Drawing on his decades-long association with Jimmie Durham as well as his recent curatorial projects at the Smithsonian’s National Museum of the American Indian, Paul Chaat Smith explores the contradiction at the heart of the American national project. He argues that even though the vast majority of the people of the United States have little contact with Indians, they know their lives are shaped by a fundamental truth: the country’s existence is inextricably tied to the dispossession of the original inhabitants. The ubiquitous place names and imagery that surround Americans throughout their lives are constant and powerful reminders, and a kind of meditation on that unresolved past that continues to shape our present. 

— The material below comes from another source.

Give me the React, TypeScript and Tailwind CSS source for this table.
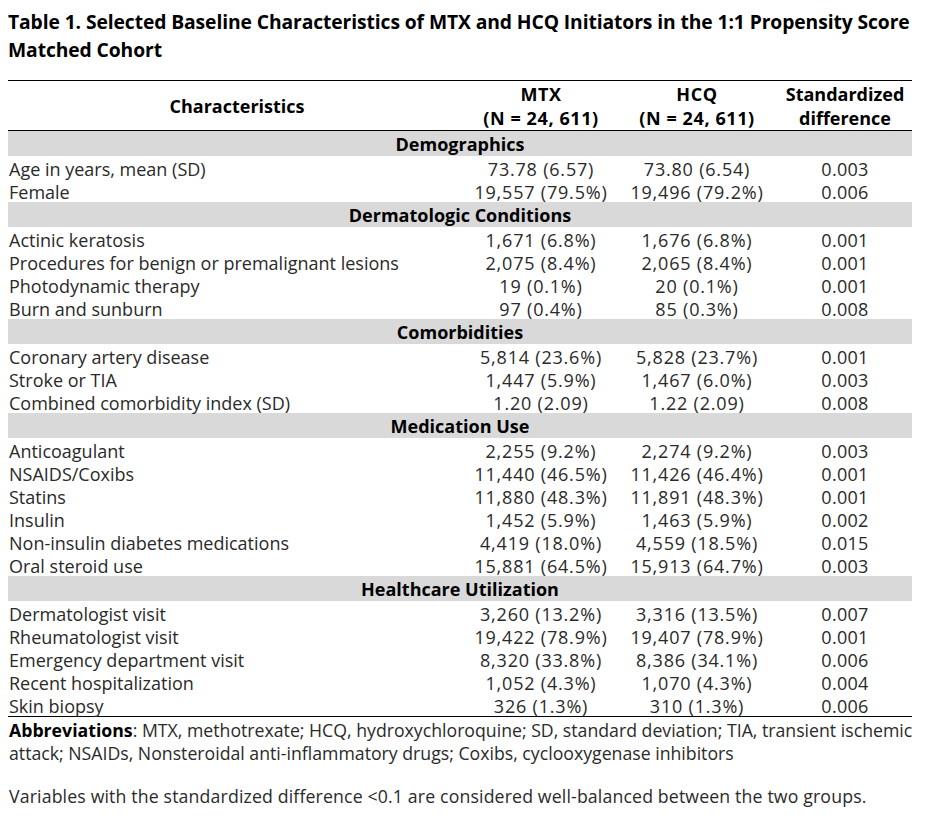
import React from "react";

type Row = { label: string; mtx: string; hcq: string; sd: string } | { section: string };

const rows: Row[] = [
  { section: "Demographics" },
  { label: "Age in years, mean (SD)", mtx: "73.78 (6.57)", hcq: "73.80 (6.54)", sd: "0.003" },
  { label: "Female", mtx: "19,557 (79.5%)", hcq: "19,496 (79.2%)", sd: "0.006" },
  { section: "Dermatologic Conditions" },
  { label: "Actinic keratosis", mtx: "1,671 (6.8%)", hcq: "1,676 (6.8%)", sd: "0.001" },
  { label: "Procedures for benign or premalignant lesions", mtx: "2,075 (8.4%)", hcq: "2,065 (8.4%)", sd: "0.001" },
  { label: "Photodynamic therapy", mtx: "19 (0.1%)", hcq: "20 (0.1%)", sd: "0.001" },
  { label: "Burn and sunburn", mtx: "97 (0.4%)", hcq: "85 (0.3%)", sd: "0.008" },
  { section: "Comorbidities" },
  { label: "Coronary artery disease", mtx: "5,814 (23.6%)", hcq: "5,828 (23.7%)", sd: "0.001" },
  { label: "Stroke or TIA", mtx: "1,447 (5.9%)", hcq: "1,467 (6.0%)", sd: "0.003" },
  { label: "Combined comorbidity index (SD)", mtx: "1.20 (2.09)", hcq: "1.22 (2.09)", sd: "0.008" },
  { section: "Medication Use" },
  { label: "Anticoagulant", mtx: "2,255 (9.2%)", hcq: "2,274 (9.2%)", sd: "0.003" },
  { label: "NSAIDS/Coxibs", mtx: "11,440 (46.5%)", hcq: "11,426 (46.4%)", sd: "0.001" },
  { label: "Statins", mtx: "11,880 (48.3%)", hcq: "11,891 (48.3%)", sd: "0.001" },
  { label: "Insulin", mtx: "1,452 (5.9%)", hcq: "1,463 (5.9%)", sd: "0.002" },
  { label: "Non-insulin diabetes medications", mtx: "4,419 (18.0%)", hcq: "4,559 (18.5%)", sd: "0.015" },
  { label: "Oral steroid use", mtx: "15,881 (64.5%)", hcq: "15,913 (64.7%)", sd: "0.003" },
  { section: "Healthcare Utilization" },
  { label: "Dermatologist visit", mtx: "3,260 (13.2%)", hcq: "3,316 (13.5%)", sd: "0.007" },
  { label: "Rheumatologist visit", mtx: "19,422 (78.9%)", hcq: "19,407 (78.9%)", sd: "0.001" },
  { label: "Emergency department visit", mtx: "8,320 (33.8%)", hcq: "8,386 (34.1%)", sd: "0.006" },
  { label: "Recent hospitalization", mtx: "1,052 (4.3%)", hcq: "1,070 (4.3%)", sd: "0.004" },
  { label: "Skin biopsy", mtx: "326 (1.3%)", hcq: "310 (1.3%)", sd: "0.006" },
];

export default function App() {
  return (
    <div
      className="w-[927px] h-[829px] bg-white px-[8px] pt-[8px] text-[#2a2a2a]"
      style={{ fontFamily: '"Open Sans", "Liberation Sans", Arial, sans-serif' }}
    >
      <h1 className="text-[19.3px] leading-[28px] font-bold text-black tracking-[-0.1px]">
        Table 1. Selected Baseline Characteristics of MTX and HCQ Initiators in the 1:1 Propensity Score Matched Cohort
      </h1>
      <div className="mt-[16px] w-[904px] border-t border-black">
        <div className="grid grid-cols-[458px_150px_162px_134px] h-[50px] items-center border-b border-black text-[18px] leading-[24px] font-bold text-black text-center">
          <div>Characteristics</div>
          <div className="tracking-[0.6px]">
            <div>MTX</div>
            <div>(N = 24, 611)</div>
          </div>
          <div className="tracking-[0.6px]">
            <div>HCQ</div>
            <div>(N = 24, 611)</div>
          </div>
          <div>
            <div>Standardized</div>
            <div>difference</div>
          </div>
        </div>
        {rows.map((r, i) =>
          "section" in r ? (
            <div
              key={i}
              className="h-[25px] pt-[2px] bg-[#d9d9d9] flex items-center justify-center text-[18px] font-bold text-black"
            >
              {r.section}
            </div>
          ) : (
            <div
              key={i}
              className="grid grid-cols-[458px_150px_162px_134px] h-[23px] pt-[3px] items-center text-[18px] leading-[20px]"
            >
              <div className="pl-[1px]">{r.label}</div>
              <div className="text-center tracking-[0.8px]">{r.mtx}</div>
              <div className="text-center tracking-[0.8px]">{r.hcq}</div>
              <div className="text-center tracking-[0.3px]">{r.sd}</div>
            </div>
          )
        )}
        <div className="border-t border-black" />
      </div>
      <div className="pl-[1px] text-[17.7px] leading-[23px] pt-[2px]">
        <p>
          <span className="font-bold text-black">Abbreviations</span>: MTX, methotrexate; HCQ, hydroxychloroquine; SD,
          standard deviation; TIA, transient ischemic attack; NSAIDs, Nonsteroidal anti-inflammatory drugs; Coxibs,
          cyclooxygenase inhibitors
        </p>
        <p className="mt-[20px] tracking-[0.15px]">
          Variables with the standardized difference &lt;0.1 are considered well-balanced between the two groups.
        </p>
      </div>
    </div>
  );
}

Paul Chaat Smith is a Comanche author, essayist, and curator. He joined the Smithsonian’s National Museum of the American Indian in 2001, where he serves as associate curator. His exhibitions include James Luna’s Emendatio, Fritz Scholder: Indian/Not Indian, and Brian Jungen: Strange Comfort. Smith is the author (with Robert Warrior) of Like a Hurricane: the Indian Movement from Alcatraz to Wounded Knee. His second book, Everything You Know about Indians Is Wrong, was published in 2009 by the University of Minnesota Press. Although he spends most of his time crafting game-changing exhibitions and texts, he also enjoys reading obsessively about the early days of the Soviet space program, watching massive amounts of televised sports, and writing about himself in the third person.